---- AVAILABLE DATA

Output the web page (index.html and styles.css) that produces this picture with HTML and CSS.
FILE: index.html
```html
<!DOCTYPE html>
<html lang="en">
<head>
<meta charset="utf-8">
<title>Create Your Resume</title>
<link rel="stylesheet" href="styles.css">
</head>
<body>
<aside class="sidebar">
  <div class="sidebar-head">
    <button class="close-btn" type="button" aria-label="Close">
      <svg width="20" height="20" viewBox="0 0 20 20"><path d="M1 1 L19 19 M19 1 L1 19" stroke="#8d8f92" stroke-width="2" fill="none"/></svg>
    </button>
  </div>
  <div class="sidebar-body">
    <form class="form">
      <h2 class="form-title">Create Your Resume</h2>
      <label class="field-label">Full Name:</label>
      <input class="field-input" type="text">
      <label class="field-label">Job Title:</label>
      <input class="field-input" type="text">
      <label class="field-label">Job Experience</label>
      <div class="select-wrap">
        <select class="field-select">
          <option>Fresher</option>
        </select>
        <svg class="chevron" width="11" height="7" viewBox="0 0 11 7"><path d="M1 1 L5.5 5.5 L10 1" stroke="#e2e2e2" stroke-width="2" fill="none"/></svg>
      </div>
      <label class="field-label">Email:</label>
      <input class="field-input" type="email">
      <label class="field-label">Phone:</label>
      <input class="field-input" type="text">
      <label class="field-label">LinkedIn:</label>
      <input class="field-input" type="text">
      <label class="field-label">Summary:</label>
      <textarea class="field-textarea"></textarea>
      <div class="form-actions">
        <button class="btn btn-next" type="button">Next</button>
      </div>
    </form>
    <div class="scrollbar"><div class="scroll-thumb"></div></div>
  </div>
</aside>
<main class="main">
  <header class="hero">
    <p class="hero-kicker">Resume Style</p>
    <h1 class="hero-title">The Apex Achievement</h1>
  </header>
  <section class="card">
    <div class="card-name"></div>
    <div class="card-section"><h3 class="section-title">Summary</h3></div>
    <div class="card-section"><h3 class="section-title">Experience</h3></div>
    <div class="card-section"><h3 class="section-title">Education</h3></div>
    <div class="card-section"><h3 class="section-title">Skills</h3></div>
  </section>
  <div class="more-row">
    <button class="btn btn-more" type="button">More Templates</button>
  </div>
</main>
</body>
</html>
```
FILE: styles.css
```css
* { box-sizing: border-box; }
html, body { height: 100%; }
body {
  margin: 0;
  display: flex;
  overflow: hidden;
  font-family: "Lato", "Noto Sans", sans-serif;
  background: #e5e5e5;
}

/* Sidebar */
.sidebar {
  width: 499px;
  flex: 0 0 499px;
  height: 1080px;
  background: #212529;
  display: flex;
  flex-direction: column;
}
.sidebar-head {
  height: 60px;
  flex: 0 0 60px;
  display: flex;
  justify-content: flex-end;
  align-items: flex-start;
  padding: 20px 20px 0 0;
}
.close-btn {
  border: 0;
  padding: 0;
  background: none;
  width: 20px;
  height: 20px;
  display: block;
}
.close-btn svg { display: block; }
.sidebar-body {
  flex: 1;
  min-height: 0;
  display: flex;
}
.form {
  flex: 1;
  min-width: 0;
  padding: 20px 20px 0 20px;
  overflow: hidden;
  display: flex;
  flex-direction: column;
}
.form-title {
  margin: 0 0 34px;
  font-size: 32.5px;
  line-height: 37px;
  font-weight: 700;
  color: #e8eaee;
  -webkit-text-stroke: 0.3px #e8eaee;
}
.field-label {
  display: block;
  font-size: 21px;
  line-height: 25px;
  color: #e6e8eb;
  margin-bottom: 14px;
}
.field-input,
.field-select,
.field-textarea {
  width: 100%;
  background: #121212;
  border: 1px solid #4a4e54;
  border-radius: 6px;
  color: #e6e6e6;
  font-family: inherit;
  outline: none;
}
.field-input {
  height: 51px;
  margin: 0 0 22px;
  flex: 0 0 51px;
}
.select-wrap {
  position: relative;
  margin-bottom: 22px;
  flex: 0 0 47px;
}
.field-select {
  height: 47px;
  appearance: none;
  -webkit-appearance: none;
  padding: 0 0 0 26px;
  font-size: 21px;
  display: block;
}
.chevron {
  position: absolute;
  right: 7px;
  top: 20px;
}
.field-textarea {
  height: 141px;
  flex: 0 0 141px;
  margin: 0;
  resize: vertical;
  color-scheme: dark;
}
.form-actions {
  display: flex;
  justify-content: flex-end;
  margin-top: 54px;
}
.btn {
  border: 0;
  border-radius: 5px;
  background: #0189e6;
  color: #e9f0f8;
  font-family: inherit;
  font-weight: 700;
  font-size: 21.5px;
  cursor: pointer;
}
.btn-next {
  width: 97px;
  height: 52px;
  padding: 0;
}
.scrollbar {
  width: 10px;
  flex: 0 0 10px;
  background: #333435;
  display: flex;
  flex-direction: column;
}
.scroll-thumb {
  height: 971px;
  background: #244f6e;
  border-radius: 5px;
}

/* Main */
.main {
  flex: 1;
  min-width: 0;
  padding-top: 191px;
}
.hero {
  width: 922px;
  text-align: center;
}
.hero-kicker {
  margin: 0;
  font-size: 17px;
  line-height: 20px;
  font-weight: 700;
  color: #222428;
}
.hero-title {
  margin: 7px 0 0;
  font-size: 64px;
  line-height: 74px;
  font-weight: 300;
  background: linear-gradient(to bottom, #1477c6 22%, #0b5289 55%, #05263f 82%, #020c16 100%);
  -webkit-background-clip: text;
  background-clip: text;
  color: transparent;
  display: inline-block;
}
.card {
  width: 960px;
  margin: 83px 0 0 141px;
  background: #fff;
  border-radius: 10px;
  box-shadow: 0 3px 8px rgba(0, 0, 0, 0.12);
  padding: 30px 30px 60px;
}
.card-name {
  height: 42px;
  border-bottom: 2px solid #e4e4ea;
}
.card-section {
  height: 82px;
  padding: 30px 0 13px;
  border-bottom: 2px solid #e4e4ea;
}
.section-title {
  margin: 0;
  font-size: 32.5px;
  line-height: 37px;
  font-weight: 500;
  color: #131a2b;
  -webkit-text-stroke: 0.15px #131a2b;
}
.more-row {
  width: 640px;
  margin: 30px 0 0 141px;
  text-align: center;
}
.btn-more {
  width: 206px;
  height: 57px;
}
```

--------

Show all lines above holding "index".

ANSWER
Output the web page (index.html and styles.css) that produces this picture with HTML and CSS.
FILE: index.html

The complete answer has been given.